Control_Z wrote on 3/23/2002, 7:02 PM
I didn't see the blocks, just a kind of 'stuttering' on some clips. I tried everything for a day or two then gave up and have used P6 for slo-mo ever since.

Hope you find an answer before VV4!
Cheesehole wrote on 3/23/2002, 8:20 PM
yeah I definitely wouldn't describe it as being stuttery... it's really weird because I just re-installed everything from scratch on that system, and I thought that would fix it.

and when I render from my other system, the blocks are not present. I'm hoping someone from SoFo will have a suggestion.

- ben (cheesehole!)
SonyEPM wrote on 3/25/2002, 10:18 AM
Are you only seeing this in Media Player?
Are you also seeing this problem after printing back to DV and watching the footage on a TV?
Cheesehole wrote on 3/25/2002, 7:59 PM
>>>Are you only seeing this in Media Player?
No.
when played in Vegas or Media Player, the file plays with the awful artifacts, indicating a problem with the *way* the file is encoded.

>>>Are you also seeing this problem after printing back to DV and watching the footage on a TV?
Yes. I just verified that even after printing to tape the video plays on a TV with the problem. on a TV the effect looks more like when you play a tape in FF or REV mode. not as blocky as the screenshot I posted.

thanks for the response. I'm looking forward to fixing this. any idea as to why turning off the audio alleviates this problem? the re-sample switch seems to be at the heart of the matter since the only time this problem happens is when the resample switch is on.

resample ON + Audio ON = SCREWED UP CORRUPT VIDEO
resample ON + Audio OFF = NORMAL VIDEO
resample OFF + Audio ON = NORMAL VIDEO
resample OFF + Audio OFF = NORMAL VIDEO

should I send a sample of the file so you can look at the header info and all that jazz? is there a good way that I can do that on my own?

- ben (cheesehole!)

MORE INFO:
I've been doing more tests. I've discovered that the bad effect is extremely difficult to notice unless the background is NOT MOVING. if the background is static, the effect is obvious. the moving subject appears to have 'shearing' effects. it gets all split up into large blocks as it moves. (blocks of data from other frames appear at the wrong time and/or place)

the files do contain valid frames as I previously discovered by pausing media player and forcing a refresh (this can be accomplished by minimizing media player and then restoring it). they play back on my DSR-11 deck and other systems so they must be valid DV files, but they do not play back *correctly* on anything. to me it seems like that really narrows down the problem.
- what could cause a *compatible* DV file to play back with this 'laggy blocks' stuff?
- what could cause Vegas to render such a file?
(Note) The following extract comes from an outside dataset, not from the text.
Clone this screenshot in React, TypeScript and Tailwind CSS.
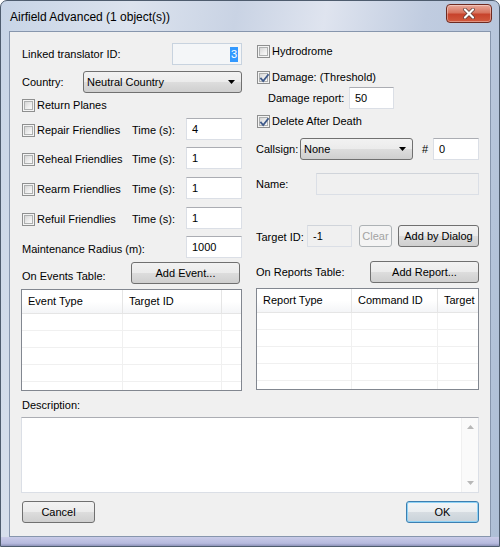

guess I haven't tried deleting the whole Vegas folder structure and re-installing... I'll do that next.
Cheesehole wrote on 3/26/2002, 2:14 PM
>>>guess I haven't tried deleting the whole Vegas folder structure and re-installing... I'll do that next.

this is getting really bizzare.

that didn't fix it. I deleted the entire windows folder, program files, sonic foundry, documents and settings, (basically everything) and re-installed from scratch.

I'm *still* getting corrupt DV renders when using Resample with slow motion that won't play back right on any device.

- cheesehole :(
SonyEPM wrote on 3/26/2002, 2:28 PM
just curious- what video display card are you using on the good machine? bad machine?
Cheesehole wrote on 3/26/2002, 2:55 PM
>>>just curious- what video display card are you using on the good machine? bad machine?

GeForce2 MX in both machines.

the main difference is the OS
BAD machine = WinXP
GOOD machine = Win2k

both are running VV3.0a
drtelemark wrote on 3/27/2002, 1:27 PM
I had a similar problem with play back in DV mode (on tape). What I found, as you have eluded to, was having resample ON and having NO audio from the original recording being used gave me a clean slowmo when viewing it on tape. I still dub in music which has worked fine. Not sure if that helps you much but it cleaned my slowmos up quite nicely.

Interestingly, if using WMV format, all the slowmo stuff is perfect, when played on my PC.

My home built system doesn't hurt though - P4 1700mHz, GeForce3 card makes any playback pretty clean.